Using TensorFlow backend.


Couldn't import _dotparser, loading of dot files will not be possible.


### Load the MNIST dataset

In [2]:
# Import data (Thanks to helpers provided in Tensorflow tutorials !)
mnist = input_data.read_data_sets('./', one_hot=True)

Extracting ./train-images-idx3-ubyte.gz
Extracting ./train-labels-idx1-ubyte.gz
Extracting ./t10k-images-idx3-ubyte.gz
Extracting ./t10k-labels-idx1-ubyte.gz


In [3]:
# Define for convenience a few (Python/Numpy) variables to handle the dataset 
x_train = mnist.train.images
y_train = mnist.train.labels
x_test = mnist.test.images
y_test = mnist.test.labels


In [4]:
# Not important : Just a counter to separate logs directory between each training experiments
experiments = 1

### Define some Hyperparameters for the network

In [5]:
# How fast the network will learn, by making more or less small updates during training
#    too low, and the network will take too much time to learn
#    too high, and the network might never converge to a solution
learning_rate = 0.5 

# Number of training epoch (in Keras : ~loop on the full training dataset)
epoch = 5 

# Number of images to process per batch iteration
batch_size = 100

# Path to home of the Tensorboard logs and Training Checkpoints
logs_path = "./logs/mnist/Keras/softmaxReg" 

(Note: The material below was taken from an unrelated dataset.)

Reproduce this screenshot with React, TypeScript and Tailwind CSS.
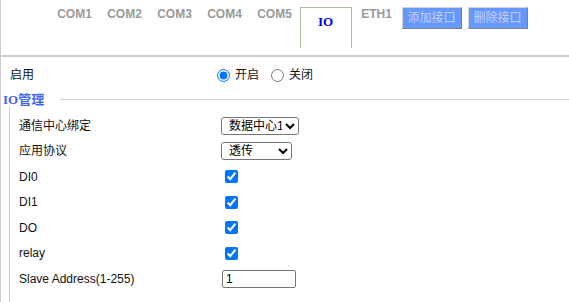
import React from "react";

const sans = "font-['Liberation_Sans','Noto_Sans_CJK_SC',sans-serif]";

function Tab({ label }: { label: string }) {
  return (
    <div className="w-[50px] mt-[7px] text-center text-[12px] leading-[15px] font-bold text-[#999999]">
      {label}
    </div>
  );
}

function ActionButton({ label, className = "" }: { label: string; className?: string }) {
  return (
    <button
      type="button"
      className={`mt-[7px] h-[22px] w-[60px] bg-[#6699ff] text-[#c8cdf5] text-[12px] leading-[20px] border border-t-[#d4d4d4] border-l-[#d4d4d4] border-r-[#808080] border-b-[#808080] ${className}`}
    >
      {label}
    </button>
  );
}

function Row({ label, children }: { label: string; children: React.ReactNode }) {
  return (
    <div className="flex items-center h-[25.5px]">
      <div className="w-[202px] text-[12px] text-[#111]">{label}</div>
      <div className="flex items-center">{children}</div>
    </div>
  );
}

function Check() {
  return <input type="checkbox" defaultChecked className="ml-[4px] w-[13px] h-[13px]" />;
}

export default function App() {
  return (
    <div className={`w-[569px] h-[302px] bg-white border-l border-[#cccccc] overflow-hidden ${sans}`}>
      {/* tab strip */}
      <div className="flex items-start h-[57px] pl-[48.5px] border-b-2 border-[#cccccc]">
        <Tab label="COM1" />
        <Tab label="COM2" />
        <Tab label="COM3" />
        <Tab label="COM4" />
        <Tab label="COM5" />
        <div className="mt-[7px] w-[52px] h-[41px] border border-b-0 border-[#a9c0a0] pt-[6px] text-center text-[13px] leading-[15px] font-bold text-[#0000ff] font-['Liberation_Serif',serif]">
          IO
        </div>
        <Tab label="ETH1" />
        <ActionButton label="添加接口" />
        <ActionButton label="删除接口" className="ml-[6px]" />
      </div>

      {/* enable row */}
      <div className="flex items-center h-[36px] pl-[9px]">
        <div className="w-[207px] text-[12px] text-[#111]">启用</div>
        <label className="flex items-center text-[12px] text-[#111]">
          <input type="radio" name="enable" defaultChecked className="w-[13px] h-[13px] mr-[5px]" />
          开启
        </label>
        <label className="flex items-center ml-[12px] text-[12px] text-[#111]">
          <input type="radio" name="enable" className="w-[13px] h-[13px] mr-[5px]" />
          关闭
        </label>
      </div>

      {/* legend */}
      <div className="flex items-center h-[13px]">
        <div className="pl-[2px] w-[59px] text-[13px] leading-[13px] font-bold text-[#4466f0] font-['Liberation_Serif','Noto_Sans_CJK_SC',serif]">
          IO管理
        </div>
        <div className="flex-1 h-px bg-[#d0d0d0]" />
      </div>

      {/* fieldset body */}
      <div className="ml-[8px] border-l border-[#cccccc] pl-[9px] pt-[7px] h-[200px]">
        <Row label="通信中心绑定">
          <select className="w-[78px] h-[18px] text-[12px] pl-[3px] border border-[#767676] rounded-[3px] bg-white text-black">
            <option>数据中心1</option>
          </select>
        </Row>
        <Row label="应用协议">
          <select className="w-[71px] h-[18px] text-[12px] pl-[3px] border border-[#767676] rounded-[3px] bg-white text-black">
            <option>透传</option>
            <option>Modbus</option>
          </select>
        </Row>
        <Row label="DI0">
          <Check />
        </Row>
        <Row label="DI1">
          <Check />
        </Row>
        <Row label="DO">
          <Check />
        </Row>
        <Row label="relay">
          <Check />
        </Row>
        <Row label="Slave Address(1-255)">
          <input
            type="text"
            defaultValue="1"
            className="ml-[1px] w-[74px] h-[18px] text-[12px] px-[3px] border border-[#767676] rounded-[2px] text-black"
          />
        </Row>
      </div>
    </div>
  );
}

### Build the model : just by stacking the layers

In [6]:
# The Sequential model is a linear stack of layers
model = Sequential()

# Build the same Softmax Regression network as in the example part 1
# Dense is just a regular densely-connected NN layer, here with 10 neurons
# and we apply a softmax activation on them
model.add(Dense(10, activation='softmax', input_shape=(784,)))



In [7]:
# Cool tool to display information about the model we have built
model.summary()


_________________________________________________________________
Layer (type)                 Output Shape              Param #   
dense_1 (Dense)              (None, 10)                7850      
Total params: 7,850
Trainable params: 7,850
Non-trainable params: 0
_________________________________________________________________


### Training in Keras : compile, fit (train), evaluate

In [8]:
# Define a callback to write a log for TensorBoard (called by model.fit())
tbCallBack = keras.callbacks.TensorBoard(log_dir=str(logs_path + str(experiments)), 
                                         histogram_freq=0, 
                                         write_graph=True, 
                                         write_images=False)

In [9]:
# Monitor execution time
start_time = timeit.default_timer()

In [10]:
# It possible to use one of the Keras or a Tensorflow optimizers as here :
opt= keras.optimizers.TFOptimizer(tf.train.GradientDescentOptimizer(learning_rate=learning_rate))

# Configure the model for training
model.compile(loss='categorical_crossentropy',
              optimizer=opt,  
              metrics=['accuracy'])

# Train the model for a fixed number of epochs (iterations on a dataset)
history = model.fit(x_train, y_train,
                    batch_size=batch_size,
                    epochs=epoch,
                    verbose=1,
                    validation_data=(x_test, y_test),
                    callbacks=[tbCallBack])

# Return the loss value & metrics values for the model in test mode
score = model.evaluate(x_test, y_test, verbose=0)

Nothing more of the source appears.